Zofia Stanecka nie poszła tu na łatwiznę i nie będzie opowiadać dzieciom o ułożeniu wskazówek na tarczy zegarka, odnosi się do tego tematu jeden raz. Mama mówi Basi, gdzie będą wskazówki, kiedy dziewczynka pojedzie z tatą do dziadka – Basia nie może się doczekać tego wydarzenia, więc bez przerwy sprawdza, czy wskazówki już przesunęły się w upragnione miejsce. To punkt wyjścia do rozważań na temat czasu, ale też i do wprowadzenia kilku powiedzeń z czasem związanych. Basia to bohaterka bardzo niecierpliwa, nie chce czekać na przyjemności, wolałaby mieć je natychmiast – jednak odkąd jest posiadaczką zegarka, powinna nauczyć się, że wszystko ma swój czas. W tej bajce zwykły podarunek zamienia się w cenny skarb, odbiorcy mogą chcieć naśladować Basię – i również nauczyć się odczytywać godziny. Stanecka wywołuje pewne pragnienie, stosunkowo łatwe do zaspokojenia. Budzi ciekawość, ale też nakreśla specyficzny rodzaj dumy z przedmiotu. Dla Basi zegarek jest narzędziem dość tajemniczym, a przez to jeszcze bardziej intrygującym.
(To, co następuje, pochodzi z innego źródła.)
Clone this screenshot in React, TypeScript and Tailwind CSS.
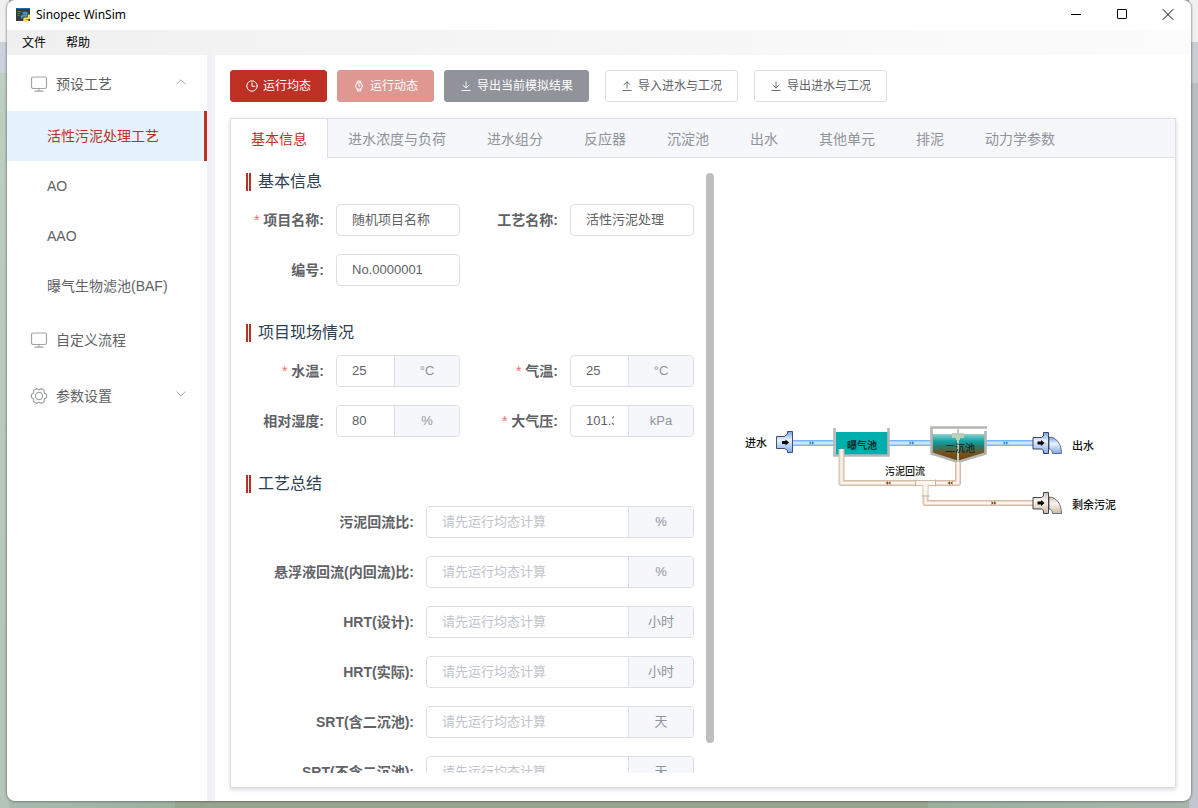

Tylko dziecko potrafi do tego stopnia cieszyć się z użytkowego drobiazgu.
Zofia Stanecka unika oczywistości. Pisze historyjkę o Basi i zegarku tak, by dzieci przeżywały emocje, których doświadcza mała bohaterka. Basia jest impulsywna: może skakać z radości i krzyczeć, może przesadzać w swoich reakcjach, może też zadawać trafne i trudne pytania. Na zegarku nie kończy się fabuła książki, Basię czeka też wyprawa do dziadka – i na to wydarzenie również bardzo się cieszy. Zegarek to pretekst do wyjaśniania różnic między przeszłością i przyszłością. A czas to także kwestia przemijania – Basia może porozmawiać z dziadkiem i o traceniu czasu, i o życiu jako takim. To bardzo poważne kwestie jak na malutki tomik, jednak Zofia Stanecka przyzwyczaiła już czytelników do tego, że zawsze wie, jak przyciągnąć dzieci do lektury. W przygodach Basi zawiera trafne obserwacje na temat najmłodszych i przyczynia się do lepszego ich rozumienia; samym dzieciom z kolei pokazuje zróżnicowanie świata. Jest tomik „Basia i zegarek” opowieścią o tym, co nieuchwytne.